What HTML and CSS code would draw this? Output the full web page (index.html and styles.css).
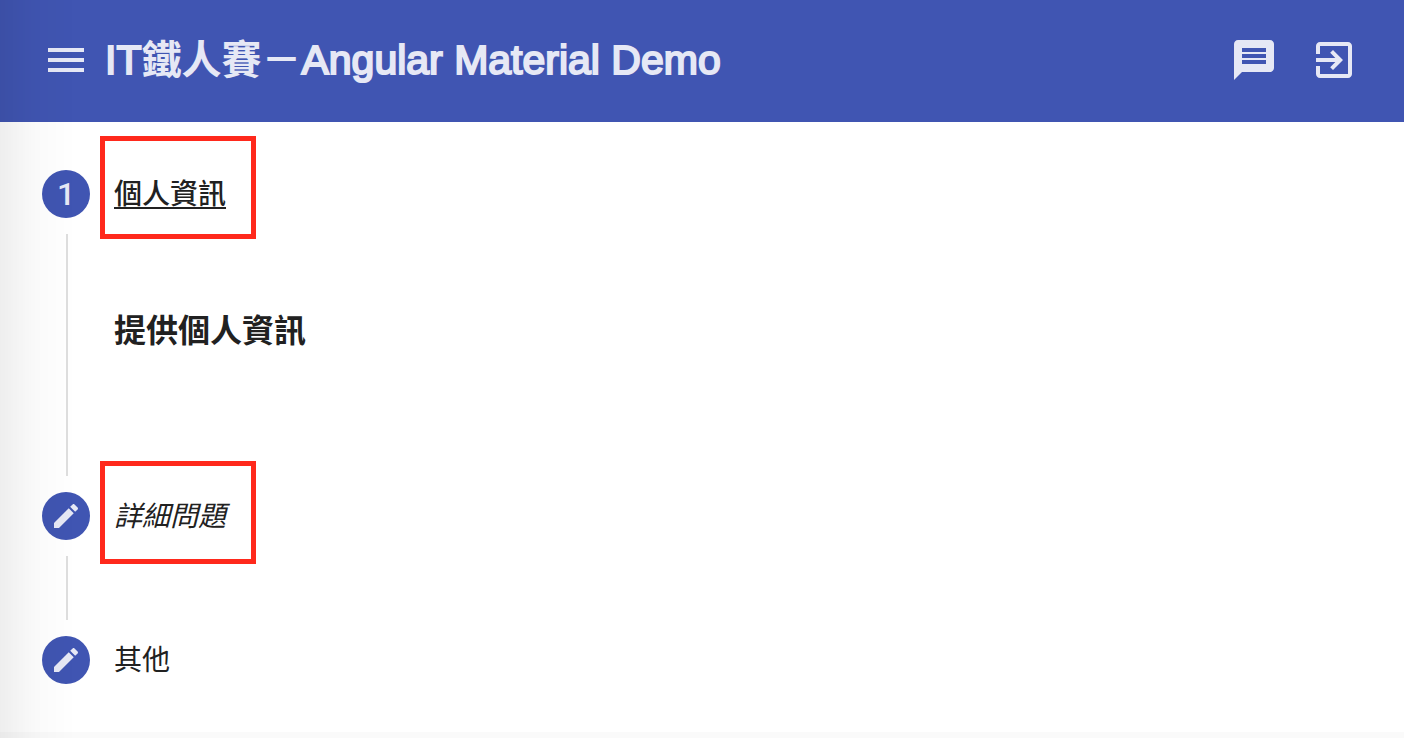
FILE: index.html
```html
<!DOCTYPE html>
<html lang="zh-Hant">
<head>
<meta charset="utf-8">
<meta name="viewport" content="width=device-width, initial-scale=1">
<title>IT鐵人賽－Angular Material Demo</title>
<link rel="stylesheet" href="styles.css">
</head>
<body>
<header class="toolbar">
  <button class="icon-button" type="button" aria-label="Menu">
    <svg viewBox="0 0 24 24"><path d="M3 18h18v-2H3v2zm0-5h18v-2H3v2zm0-7v2h18V6H3z"/></svg>
  </button>
  <h1 class="title"><span class="latin">IT</span>鐵人賽－<span class="latin">Angular Material Demo</span></h1>
  <div class="actions">
    <button class="icon-button" type="button" aria-label="Messages">
      <svg viewBox="0 0 24 24"><path d="M20 2H4c-1.100 0-1.990.9-1.990 2L2 22l4-4h14c1.100 0 2-.9 2-2V4c0-1.100-.9-2-2-2zm-2 12H6v-2h12v2zm0-3H6V9h12v2zm0-3H6V6h12v2z"/></svg>
    </button>
    <button class="icon-button" type="button" aria-label="Exit">
      <svg viewBox="0 0 24 24"><path d="M10.090 15.590L11.500 17l5-5-5-5-1.410 1.410L12.670 11H3v2h9.670l-2.580 2.590zM19 3H5c-1.110 0-2 .9-2 2v4h2V5h14v14H5v-4H3v4c0 1.100.89 2 2 2h14c1.100 0 2-.9 2-2V5c0-1.100-.9-2-2-2z"/></svg>
    </button>
  </div>
</header>
<main>
  <ol class="stepper">
    <li class="step">
      <button class="step-header" type="button" aria-expanded="true">
        <span class="step-icon">1</span>
        <span class="step-label highlight highlight-raised"><span class="label-current">個人資訊</span></span>
      </button>
      <section class="step-content">
        <h2 class="content-title">提供個人資訊</h2>
      </section>
    </li>
    <li class="step">
      <button class="step-header" type="button">
        <span class="step-icon"><svg viewBox="0 0 24 24"><path d="M3 17.250V21h3.750L17.810 9.940l-3.750-3.750L3 17.250zM20.710 7.040c.39-.39.39-1.020 0-1.410l-2.340-2.340c-.39-.39-1.020-.39-1.410 0l-1.830 1.830 3.750 3.750 1.830-1.830z"/></svg></span>
        <span class="step-label highlight"><em>詳細問題</em></span>
      </button>
    </li>
    <li class="step">
      <button class="step-header" type="button">
        <span class="step-icon"><svg viewBox="0 0 24 24"><path d="M3 17.250V21h3.750L17.810 9.940l-3.750-3.750L3 17.250zM20.710 7.040c.39-.39.39-1.020 0-1.410l-2.340-2.340c-.39-.39-1.020-.39-1.410 0l-1.830 1.830 3.750 3.750 1.830-1.830z"/></svg></span>
        <span class="step-label">其他</span>
      </button>
    </li>
  </ol>
</main>
</body>
</html>
```
FILE: styles.css
```css
* {
  box-sizing: border-box;
}

body {
  margin: 0;
  min-height: 100vh;
  background: #fafafa;
  color: #212121;
  font-family: "Liberation Sans", "Noto Sans CJK TC", sans-serif;
}

body::before {
  content: "";
  position: fixed;
  inset: 0 auto 0 0;
  z-index: 1;
  width: 76px;
  background: linear-gradient(to right, rgba(0, 0, 0, 0.065), rgba(0, 0, 0, 0.02) 36px, transparent);
  pointer-events: none;
}

button {
  padding: 0;
  border: 0;
  background: none;
  color: inherit;
  font: inherit;
  text-align: left;
  cursor: pointer;
}

svg {
  display: block;
  fill: currentColor;
}

.toolbar {
  display: flex;
  align-items: center;
  gap: 15px;
  padding: 36px 46px 38px 42px;
  background: #4055b2;
  color: #e6e8f5;
}

.icon-button,
.icon-button svg {
  display: block;
  width: 48px;
  height: 48px;
}

.title {
  margin: 0;
  font-size: 40px;
  font-weight: 700;
  line-height: 48px;
}

.latin {
  font-size: 41px;
  font-weight: 400;
  -webkit-text-stroke: 2px currentColor;
}

.actions {
  display: flex;
  gap: 32px;
  margin-left: auto;
}

.stepper {
  margin: 0;
  padding: 0;
  background: #fff;
  list-style: none;
}

.step {
  position: relative;
}

/* Connector between two step icons */
.step:not(:last-child)::after {
  content: "";
  position: absolute;
  top: 112px;
  bottom: -32px;
  left: 66px;
  width: 2px;
  background: #dedede;
}

.step-header {
  display: flex;
  align-items: center;
  gap: 24px;
  width: 100%;
  padding: 48px 42px;
}

.step-icon {
  display: flex;
  align-items: center;
  justify-content: center;
  width: 48px;
  height: 48px;
  border-radius: 50%;
  background: #4055b2;
  color: #e6e8f5;
  font-family: Roboto, "Liberation Sans", sans-serif;
  font-size: 32px;
  font-weight: 500;
}

.step-icon svg {
  width: 32px;
  height: 32px;
}

.step-label {
  position: relative;
  padding-top: 2px;
  font-size: 28px;
  line-height: 40px;
}

.label-current {
  font-weight: 500;
  text-decoration: underline;
  text-decoration-thickness: 2px;
  text-underline-offset: 3px;
  text-decoration-skip-ink: none;
}

.highlight::after {
  content: "";
  position: absolute;
  inset: -34px -30px -27px -14px;
  border: 5px solid #ff291c;
}

.highlight-raised::after {
  inset: -37px -30px -24px -14px;
}

.step-content {
  padding: 41px 42px 89px 114px;
}

.content-title {
  margin: 0;
  font-size: 32px;
  font-weight: 700;
  line-height: 48px;
}
```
⁂
Give the count of lines in the listing that hold the word "index", with no other text.

### Solution to the exercise
3